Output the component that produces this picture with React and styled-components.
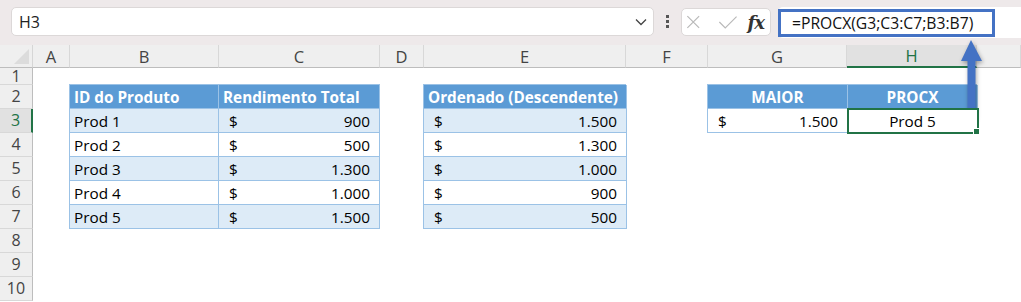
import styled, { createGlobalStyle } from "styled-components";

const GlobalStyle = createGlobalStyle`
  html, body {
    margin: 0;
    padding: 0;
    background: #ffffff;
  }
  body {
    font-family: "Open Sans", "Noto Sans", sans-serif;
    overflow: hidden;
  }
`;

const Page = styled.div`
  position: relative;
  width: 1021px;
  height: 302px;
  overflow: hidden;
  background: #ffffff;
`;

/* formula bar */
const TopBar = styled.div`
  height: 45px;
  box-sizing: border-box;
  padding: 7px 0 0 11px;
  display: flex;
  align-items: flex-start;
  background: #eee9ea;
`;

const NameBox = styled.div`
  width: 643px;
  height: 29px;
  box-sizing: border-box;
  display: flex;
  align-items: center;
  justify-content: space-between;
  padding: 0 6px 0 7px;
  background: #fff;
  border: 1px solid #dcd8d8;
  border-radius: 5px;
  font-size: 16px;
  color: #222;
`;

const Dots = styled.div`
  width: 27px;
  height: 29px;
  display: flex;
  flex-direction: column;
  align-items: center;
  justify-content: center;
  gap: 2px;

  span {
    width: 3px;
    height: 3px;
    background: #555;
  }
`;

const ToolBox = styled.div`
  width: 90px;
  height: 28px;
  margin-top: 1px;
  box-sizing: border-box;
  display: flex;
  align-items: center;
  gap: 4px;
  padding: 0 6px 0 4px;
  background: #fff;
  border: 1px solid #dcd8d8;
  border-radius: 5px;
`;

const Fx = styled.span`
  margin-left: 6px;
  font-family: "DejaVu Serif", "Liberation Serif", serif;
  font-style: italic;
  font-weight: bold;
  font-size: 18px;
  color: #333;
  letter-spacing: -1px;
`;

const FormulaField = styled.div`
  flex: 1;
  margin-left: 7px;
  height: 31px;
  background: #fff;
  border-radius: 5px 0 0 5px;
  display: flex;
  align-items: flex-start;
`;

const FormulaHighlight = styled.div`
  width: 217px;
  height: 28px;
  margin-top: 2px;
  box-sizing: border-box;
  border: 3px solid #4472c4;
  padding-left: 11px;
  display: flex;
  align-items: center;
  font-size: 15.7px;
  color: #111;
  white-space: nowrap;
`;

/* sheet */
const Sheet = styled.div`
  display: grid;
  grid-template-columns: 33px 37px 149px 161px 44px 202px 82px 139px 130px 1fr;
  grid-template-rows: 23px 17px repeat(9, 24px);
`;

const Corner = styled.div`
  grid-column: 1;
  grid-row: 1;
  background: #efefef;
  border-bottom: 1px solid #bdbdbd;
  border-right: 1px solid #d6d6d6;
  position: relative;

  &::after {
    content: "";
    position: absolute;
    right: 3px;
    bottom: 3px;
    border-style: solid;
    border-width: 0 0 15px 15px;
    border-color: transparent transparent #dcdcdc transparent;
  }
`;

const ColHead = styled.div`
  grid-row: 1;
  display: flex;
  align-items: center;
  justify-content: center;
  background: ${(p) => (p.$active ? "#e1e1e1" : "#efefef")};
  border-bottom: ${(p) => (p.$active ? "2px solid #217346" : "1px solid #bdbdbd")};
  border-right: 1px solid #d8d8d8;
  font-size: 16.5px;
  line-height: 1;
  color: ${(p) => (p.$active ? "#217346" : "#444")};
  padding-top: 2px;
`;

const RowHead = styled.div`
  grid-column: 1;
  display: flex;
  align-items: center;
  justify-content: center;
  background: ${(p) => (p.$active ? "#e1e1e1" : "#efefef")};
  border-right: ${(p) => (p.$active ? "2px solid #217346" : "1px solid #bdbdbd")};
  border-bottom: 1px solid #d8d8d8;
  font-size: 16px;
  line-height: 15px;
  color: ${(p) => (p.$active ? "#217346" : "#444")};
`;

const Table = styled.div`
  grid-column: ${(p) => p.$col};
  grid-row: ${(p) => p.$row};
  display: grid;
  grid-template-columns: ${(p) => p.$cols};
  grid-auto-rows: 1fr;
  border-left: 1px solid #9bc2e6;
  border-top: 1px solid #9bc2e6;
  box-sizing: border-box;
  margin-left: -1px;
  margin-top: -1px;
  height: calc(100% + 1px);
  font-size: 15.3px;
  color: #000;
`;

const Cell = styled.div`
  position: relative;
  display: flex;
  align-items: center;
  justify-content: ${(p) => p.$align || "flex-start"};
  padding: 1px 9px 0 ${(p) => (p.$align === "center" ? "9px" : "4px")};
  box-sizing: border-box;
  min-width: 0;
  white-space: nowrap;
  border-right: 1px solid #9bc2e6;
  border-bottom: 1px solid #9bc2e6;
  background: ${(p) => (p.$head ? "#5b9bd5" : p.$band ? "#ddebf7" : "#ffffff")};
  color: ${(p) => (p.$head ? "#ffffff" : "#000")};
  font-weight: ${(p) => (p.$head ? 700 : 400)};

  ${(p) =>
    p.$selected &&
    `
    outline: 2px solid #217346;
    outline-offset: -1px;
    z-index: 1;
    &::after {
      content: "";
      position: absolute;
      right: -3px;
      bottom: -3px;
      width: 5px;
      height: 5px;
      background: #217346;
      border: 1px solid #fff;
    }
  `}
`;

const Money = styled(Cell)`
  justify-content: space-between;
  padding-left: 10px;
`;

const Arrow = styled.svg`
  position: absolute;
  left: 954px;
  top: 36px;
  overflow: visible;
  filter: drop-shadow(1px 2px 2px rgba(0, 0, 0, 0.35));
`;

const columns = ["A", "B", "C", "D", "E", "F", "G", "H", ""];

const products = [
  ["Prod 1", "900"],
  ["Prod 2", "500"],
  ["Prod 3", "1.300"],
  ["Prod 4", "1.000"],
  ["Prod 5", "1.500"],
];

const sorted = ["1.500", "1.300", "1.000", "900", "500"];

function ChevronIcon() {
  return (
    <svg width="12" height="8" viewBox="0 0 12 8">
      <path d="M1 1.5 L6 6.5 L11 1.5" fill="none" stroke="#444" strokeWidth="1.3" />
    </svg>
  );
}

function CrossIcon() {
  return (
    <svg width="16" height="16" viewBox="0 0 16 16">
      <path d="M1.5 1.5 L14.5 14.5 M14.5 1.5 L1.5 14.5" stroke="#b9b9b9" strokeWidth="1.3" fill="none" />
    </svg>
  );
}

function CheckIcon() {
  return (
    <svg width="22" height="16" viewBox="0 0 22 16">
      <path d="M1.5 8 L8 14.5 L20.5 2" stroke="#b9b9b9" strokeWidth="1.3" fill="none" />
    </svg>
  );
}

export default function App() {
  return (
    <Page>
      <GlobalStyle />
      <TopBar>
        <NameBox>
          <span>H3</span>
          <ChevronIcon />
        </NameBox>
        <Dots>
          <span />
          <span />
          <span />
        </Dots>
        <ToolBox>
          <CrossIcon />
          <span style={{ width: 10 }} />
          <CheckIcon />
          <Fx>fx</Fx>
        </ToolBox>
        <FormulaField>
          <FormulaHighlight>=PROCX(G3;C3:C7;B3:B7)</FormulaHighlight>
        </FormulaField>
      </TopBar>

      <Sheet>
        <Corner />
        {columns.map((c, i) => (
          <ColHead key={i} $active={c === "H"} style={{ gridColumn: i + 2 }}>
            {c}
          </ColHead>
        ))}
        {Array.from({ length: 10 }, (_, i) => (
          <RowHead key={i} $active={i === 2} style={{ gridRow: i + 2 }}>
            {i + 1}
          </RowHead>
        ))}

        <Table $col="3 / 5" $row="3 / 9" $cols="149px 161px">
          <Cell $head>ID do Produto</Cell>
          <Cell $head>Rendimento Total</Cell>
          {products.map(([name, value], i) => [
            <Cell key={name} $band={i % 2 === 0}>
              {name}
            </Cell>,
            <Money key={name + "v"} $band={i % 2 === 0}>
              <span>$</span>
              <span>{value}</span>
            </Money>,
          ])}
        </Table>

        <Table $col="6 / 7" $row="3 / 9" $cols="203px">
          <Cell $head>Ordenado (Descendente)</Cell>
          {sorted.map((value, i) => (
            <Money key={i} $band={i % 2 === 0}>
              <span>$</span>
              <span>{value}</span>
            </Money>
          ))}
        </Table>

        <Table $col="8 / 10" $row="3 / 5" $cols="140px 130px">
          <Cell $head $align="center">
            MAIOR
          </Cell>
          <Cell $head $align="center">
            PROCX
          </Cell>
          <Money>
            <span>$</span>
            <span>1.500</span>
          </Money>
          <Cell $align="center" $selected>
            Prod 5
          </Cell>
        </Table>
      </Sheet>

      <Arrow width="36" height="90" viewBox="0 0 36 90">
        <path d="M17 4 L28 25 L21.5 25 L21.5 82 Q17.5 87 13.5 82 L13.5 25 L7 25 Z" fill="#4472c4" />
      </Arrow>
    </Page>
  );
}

──────────────────────────────

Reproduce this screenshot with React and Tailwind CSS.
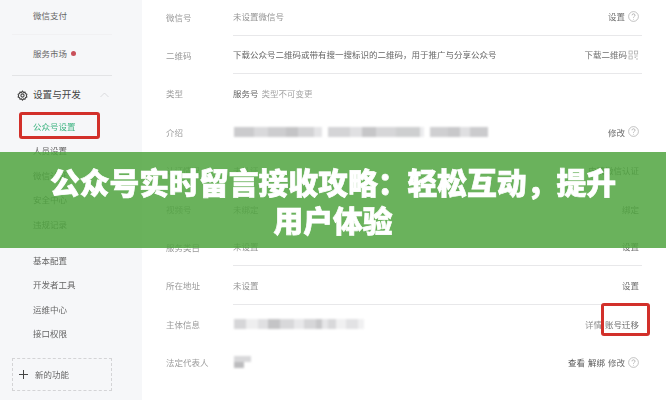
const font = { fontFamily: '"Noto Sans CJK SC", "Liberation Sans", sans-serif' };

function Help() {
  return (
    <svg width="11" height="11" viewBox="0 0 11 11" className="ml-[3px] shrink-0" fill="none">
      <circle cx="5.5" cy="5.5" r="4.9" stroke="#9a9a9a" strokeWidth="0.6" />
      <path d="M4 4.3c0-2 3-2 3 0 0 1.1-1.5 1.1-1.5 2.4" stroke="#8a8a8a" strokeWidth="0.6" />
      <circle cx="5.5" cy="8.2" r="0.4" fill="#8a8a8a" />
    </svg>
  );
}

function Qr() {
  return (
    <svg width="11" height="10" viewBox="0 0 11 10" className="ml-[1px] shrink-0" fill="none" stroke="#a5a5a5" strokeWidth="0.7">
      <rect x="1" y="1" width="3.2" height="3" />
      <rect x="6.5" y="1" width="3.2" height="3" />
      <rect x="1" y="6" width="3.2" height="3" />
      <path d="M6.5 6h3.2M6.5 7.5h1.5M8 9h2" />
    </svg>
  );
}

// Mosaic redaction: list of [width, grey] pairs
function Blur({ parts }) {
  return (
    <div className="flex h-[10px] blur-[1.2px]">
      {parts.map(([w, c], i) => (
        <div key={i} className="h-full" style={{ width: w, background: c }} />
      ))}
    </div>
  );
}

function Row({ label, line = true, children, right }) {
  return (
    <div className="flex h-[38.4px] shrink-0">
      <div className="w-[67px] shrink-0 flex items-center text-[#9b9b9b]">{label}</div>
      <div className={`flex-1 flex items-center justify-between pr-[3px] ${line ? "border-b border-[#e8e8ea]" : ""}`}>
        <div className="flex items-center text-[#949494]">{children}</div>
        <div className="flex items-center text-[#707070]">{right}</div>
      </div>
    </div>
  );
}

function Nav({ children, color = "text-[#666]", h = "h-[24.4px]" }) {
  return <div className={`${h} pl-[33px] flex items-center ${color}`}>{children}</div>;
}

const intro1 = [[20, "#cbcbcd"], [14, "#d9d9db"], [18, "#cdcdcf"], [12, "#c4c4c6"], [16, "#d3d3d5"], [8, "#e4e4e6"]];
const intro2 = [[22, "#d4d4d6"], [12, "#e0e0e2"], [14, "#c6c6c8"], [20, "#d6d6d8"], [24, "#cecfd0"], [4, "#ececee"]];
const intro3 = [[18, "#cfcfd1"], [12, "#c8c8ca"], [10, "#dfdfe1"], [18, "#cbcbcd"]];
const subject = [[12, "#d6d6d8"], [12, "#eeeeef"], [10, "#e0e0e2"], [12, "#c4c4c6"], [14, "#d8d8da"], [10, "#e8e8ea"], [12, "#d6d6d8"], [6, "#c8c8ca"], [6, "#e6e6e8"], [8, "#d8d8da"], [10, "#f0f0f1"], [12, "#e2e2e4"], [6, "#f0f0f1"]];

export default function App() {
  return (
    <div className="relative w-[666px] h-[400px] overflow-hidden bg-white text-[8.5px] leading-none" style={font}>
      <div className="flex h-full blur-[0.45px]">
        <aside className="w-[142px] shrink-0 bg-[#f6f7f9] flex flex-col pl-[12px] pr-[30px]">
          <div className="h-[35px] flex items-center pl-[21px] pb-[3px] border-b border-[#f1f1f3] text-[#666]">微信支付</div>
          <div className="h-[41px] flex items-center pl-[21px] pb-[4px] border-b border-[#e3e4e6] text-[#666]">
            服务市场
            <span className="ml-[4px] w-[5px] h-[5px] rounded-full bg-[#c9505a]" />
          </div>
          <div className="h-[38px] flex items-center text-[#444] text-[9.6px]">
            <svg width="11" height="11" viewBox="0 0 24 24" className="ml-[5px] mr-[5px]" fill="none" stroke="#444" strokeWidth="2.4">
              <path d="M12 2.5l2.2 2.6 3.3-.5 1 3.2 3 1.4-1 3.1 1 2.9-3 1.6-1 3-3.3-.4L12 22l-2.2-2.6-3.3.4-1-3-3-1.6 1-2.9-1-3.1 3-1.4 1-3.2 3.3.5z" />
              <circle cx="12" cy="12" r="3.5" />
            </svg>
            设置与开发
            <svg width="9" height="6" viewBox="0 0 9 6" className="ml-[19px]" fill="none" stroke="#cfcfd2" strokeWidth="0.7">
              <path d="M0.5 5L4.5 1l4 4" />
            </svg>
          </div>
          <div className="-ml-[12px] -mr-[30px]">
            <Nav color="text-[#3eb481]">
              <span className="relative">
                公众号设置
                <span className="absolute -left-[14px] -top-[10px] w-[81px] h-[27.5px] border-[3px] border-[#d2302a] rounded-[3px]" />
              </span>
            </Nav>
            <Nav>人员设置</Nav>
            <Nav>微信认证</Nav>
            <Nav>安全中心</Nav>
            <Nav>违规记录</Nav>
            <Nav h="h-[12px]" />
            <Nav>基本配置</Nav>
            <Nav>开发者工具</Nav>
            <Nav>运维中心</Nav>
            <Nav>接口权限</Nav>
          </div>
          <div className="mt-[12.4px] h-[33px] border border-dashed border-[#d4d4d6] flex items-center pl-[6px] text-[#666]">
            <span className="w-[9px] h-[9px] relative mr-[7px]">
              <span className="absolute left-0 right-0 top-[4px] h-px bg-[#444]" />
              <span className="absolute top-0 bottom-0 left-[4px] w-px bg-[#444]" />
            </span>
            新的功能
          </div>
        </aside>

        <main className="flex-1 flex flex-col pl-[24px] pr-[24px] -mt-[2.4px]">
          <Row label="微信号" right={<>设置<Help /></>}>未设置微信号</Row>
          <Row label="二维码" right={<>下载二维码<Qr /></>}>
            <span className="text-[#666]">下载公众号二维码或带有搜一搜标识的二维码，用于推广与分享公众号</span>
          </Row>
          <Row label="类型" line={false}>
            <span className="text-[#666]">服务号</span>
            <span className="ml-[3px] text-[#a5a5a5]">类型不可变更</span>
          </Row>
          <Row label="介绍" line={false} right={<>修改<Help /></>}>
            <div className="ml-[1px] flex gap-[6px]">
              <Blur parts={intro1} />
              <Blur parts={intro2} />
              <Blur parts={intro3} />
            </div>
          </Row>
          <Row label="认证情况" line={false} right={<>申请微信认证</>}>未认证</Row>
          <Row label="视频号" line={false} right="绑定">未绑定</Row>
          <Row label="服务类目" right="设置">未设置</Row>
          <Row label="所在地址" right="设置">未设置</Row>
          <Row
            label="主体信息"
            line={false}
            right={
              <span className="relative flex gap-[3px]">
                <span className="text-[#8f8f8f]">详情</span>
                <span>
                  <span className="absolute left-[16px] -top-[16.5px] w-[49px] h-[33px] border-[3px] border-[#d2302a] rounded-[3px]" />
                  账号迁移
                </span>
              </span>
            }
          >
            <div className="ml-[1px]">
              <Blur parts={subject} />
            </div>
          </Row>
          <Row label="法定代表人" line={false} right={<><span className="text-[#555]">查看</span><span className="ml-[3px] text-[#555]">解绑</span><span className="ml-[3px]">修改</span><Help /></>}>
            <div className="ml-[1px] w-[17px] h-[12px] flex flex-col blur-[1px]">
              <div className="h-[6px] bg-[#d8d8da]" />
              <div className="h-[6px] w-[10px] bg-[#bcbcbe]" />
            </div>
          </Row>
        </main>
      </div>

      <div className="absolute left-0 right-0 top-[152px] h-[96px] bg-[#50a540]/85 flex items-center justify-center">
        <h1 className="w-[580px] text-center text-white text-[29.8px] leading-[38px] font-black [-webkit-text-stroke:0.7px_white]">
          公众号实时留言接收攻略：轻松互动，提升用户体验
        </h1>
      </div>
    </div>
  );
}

──────────────────────────────

Identify which lines contain the word "with" and copy each one.

THE SOLUTION
Output the component that produces this picture with React and styled-components.
Reproduce this screenshot with React and Tailwind CSS.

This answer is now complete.